Requirements - Only lines holding the string "styles" are wanted; copy each one from the material.

Extracted information -
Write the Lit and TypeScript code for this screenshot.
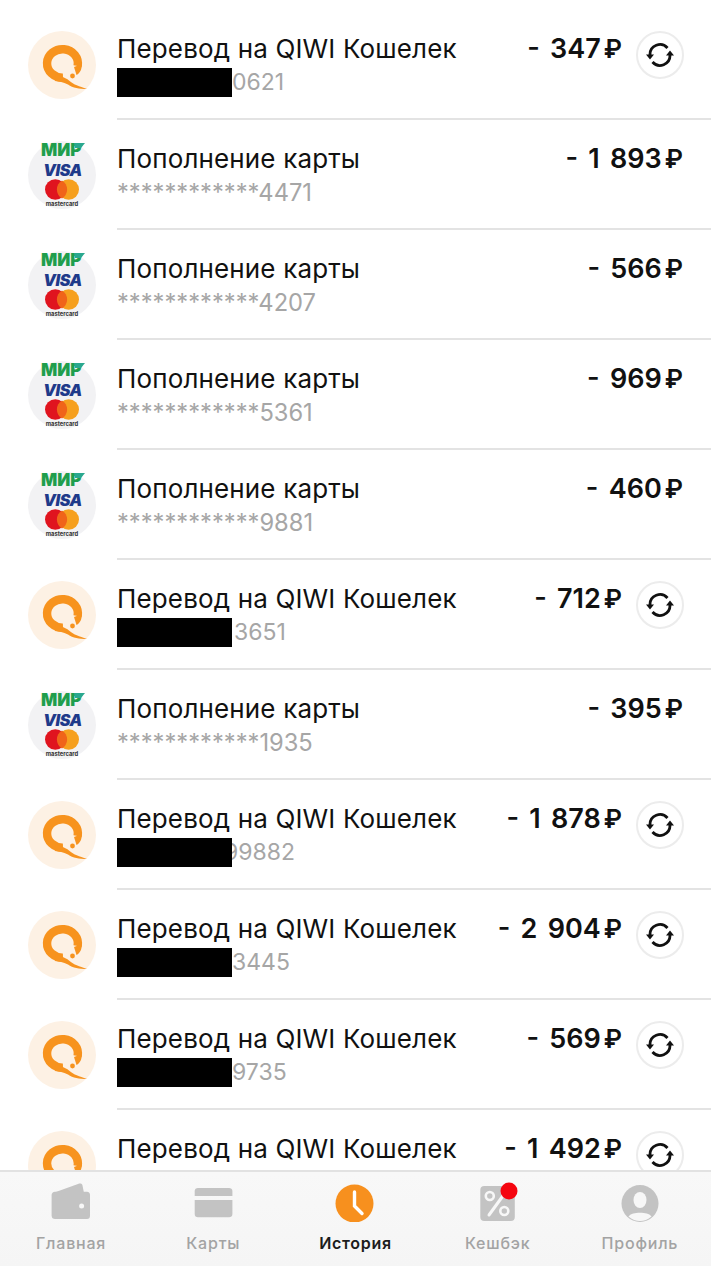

==

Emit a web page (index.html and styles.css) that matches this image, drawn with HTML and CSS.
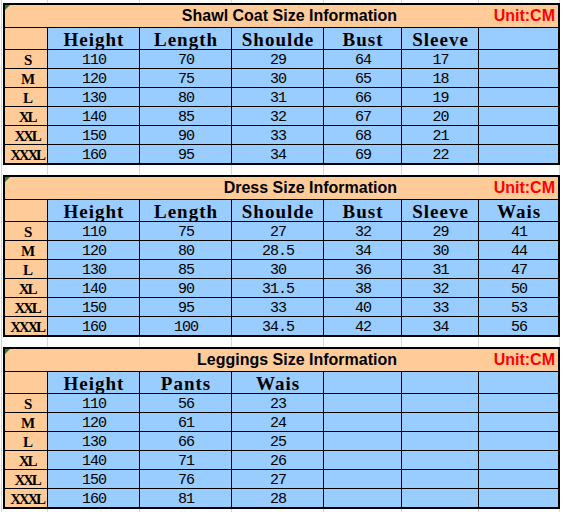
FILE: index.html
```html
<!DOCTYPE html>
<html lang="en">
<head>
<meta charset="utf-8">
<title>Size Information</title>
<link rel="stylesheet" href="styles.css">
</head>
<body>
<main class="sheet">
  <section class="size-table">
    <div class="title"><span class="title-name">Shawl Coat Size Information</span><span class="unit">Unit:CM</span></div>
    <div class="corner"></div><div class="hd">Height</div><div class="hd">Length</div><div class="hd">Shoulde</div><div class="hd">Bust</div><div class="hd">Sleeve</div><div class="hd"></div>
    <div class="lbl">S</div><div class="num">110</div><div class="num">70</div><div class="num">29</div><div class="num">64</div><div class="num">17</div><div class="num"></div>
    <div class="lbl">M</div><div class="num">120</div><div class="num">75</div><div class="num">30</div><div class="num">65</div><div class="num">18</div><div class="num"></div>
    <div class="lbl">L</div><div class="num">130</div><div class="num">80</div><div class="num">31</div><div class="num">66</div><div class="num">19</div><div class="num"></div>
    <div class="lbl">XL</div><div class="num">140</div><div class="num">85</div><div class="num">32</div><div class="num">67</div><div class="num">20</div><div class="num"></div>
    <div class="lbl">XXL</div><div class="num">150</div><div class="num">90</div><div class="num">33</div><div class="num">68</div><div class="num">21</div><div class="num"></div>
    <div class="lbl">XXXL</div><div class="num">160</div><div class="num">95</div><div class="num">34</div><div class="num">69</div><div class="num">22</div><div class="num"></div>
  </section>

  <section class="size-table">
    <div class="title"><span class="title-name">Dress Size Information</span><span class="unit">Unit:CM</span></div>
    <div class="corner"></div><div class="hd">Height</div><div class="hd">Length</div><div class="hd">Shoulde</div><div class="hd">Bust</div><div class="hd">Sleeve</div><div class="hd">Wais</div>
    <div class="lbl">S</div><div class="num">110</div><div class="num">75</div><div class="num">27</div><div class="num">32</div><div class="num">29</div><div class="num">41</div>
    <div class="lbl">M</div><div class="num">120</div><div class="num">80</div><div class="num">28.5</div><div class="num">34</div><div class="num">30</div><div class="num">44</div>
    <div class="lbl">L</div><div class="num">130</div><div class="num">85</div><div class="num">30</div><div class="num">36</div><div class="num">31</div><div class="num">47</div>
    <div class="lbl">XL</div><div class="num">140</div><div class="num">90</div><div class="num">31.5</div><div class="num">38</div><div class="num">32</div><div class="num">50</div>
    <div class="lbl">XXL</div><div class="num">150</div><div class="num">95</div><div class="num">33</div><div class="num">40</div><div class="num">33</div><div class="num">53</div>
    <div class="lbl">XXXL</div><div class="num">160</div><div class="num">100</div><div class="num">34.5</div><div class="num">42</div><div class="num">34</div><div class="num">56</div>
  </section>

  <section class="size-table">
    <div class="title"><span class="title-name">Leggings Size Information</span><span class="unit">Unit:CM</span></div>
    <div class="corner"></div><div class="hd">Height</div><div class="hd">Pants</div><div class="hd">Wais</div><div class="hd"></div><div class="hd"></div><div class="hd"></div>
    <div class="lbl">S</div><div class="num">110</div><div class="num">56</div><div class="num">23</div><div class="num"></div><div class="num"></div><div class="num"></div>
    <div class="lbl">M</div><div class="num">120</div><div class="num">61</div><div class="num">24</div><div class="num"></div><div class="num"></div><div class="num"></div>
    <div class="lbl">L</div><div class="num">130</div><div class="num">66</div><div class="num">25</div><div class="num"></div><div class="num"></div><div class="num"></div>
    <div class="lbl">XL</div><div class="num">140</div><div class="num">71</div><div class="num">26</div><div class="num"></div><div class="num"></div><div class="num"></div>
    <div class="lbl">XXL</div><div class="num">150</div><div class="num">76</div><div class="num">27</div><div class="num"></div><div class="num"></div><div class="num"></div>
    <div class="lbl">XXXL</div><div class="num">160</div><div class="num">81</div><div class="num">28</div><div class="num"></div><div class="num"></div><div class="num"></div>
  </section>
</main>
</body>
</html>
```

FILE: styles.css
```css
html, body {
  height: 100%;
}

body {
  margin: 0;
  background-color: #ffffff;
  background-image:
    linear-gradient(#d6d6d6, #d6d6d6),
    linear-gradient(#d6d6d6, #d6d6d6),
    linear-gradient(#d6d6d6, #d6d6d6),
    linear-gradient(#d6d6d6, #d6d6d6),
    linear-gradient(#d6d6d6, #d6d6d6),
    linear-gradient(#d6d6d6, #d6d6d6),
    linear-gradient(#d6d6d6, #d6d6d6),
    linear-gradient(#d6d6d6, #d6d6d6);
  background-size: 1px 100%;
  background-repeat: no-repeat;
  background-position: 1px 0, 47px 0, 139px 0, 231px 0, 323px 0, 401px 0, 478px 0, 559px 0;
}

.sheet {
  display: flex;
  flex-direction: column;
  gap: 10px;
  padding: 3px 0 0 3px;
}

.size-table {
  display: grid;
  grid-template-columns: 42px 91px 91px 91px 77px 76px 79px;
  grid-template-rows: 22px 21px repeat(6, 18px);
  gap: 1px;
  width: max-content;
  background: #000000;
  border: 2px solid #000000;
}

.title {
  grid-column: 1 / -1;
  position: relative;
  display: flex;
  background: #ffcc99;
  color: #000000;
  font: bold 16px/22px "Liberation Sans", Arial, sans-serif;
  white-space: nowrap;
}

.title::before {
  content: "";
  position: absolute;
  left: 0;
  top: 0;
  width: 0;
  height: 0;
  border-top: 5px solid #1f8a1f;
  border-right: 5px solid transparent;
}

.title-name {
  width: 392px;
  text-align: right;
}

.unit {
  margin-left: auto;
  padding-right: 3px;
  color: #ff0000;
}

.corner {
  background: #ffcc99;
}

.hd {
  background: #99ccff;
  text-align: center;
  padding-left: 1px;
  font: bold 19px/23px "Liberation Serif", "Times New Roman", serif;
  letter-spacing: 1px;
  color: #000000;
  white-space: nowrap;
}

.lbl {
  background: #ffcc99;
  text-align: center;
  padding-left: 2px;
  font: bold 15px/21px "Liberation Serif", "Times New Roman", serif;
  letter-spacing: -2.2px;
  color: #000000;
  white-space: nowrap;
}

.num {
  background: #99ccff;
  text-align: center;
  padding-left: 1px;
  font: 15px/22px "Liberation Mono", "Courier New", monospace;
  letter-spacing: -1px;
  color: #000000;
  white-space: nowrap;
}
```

Answer to this exercise -
Emit a web page (index.html and styles.css) that matches this image, drawn with HTML and CSS.
<link rel="stylesheet" href="styles.css">
FILE: styles.css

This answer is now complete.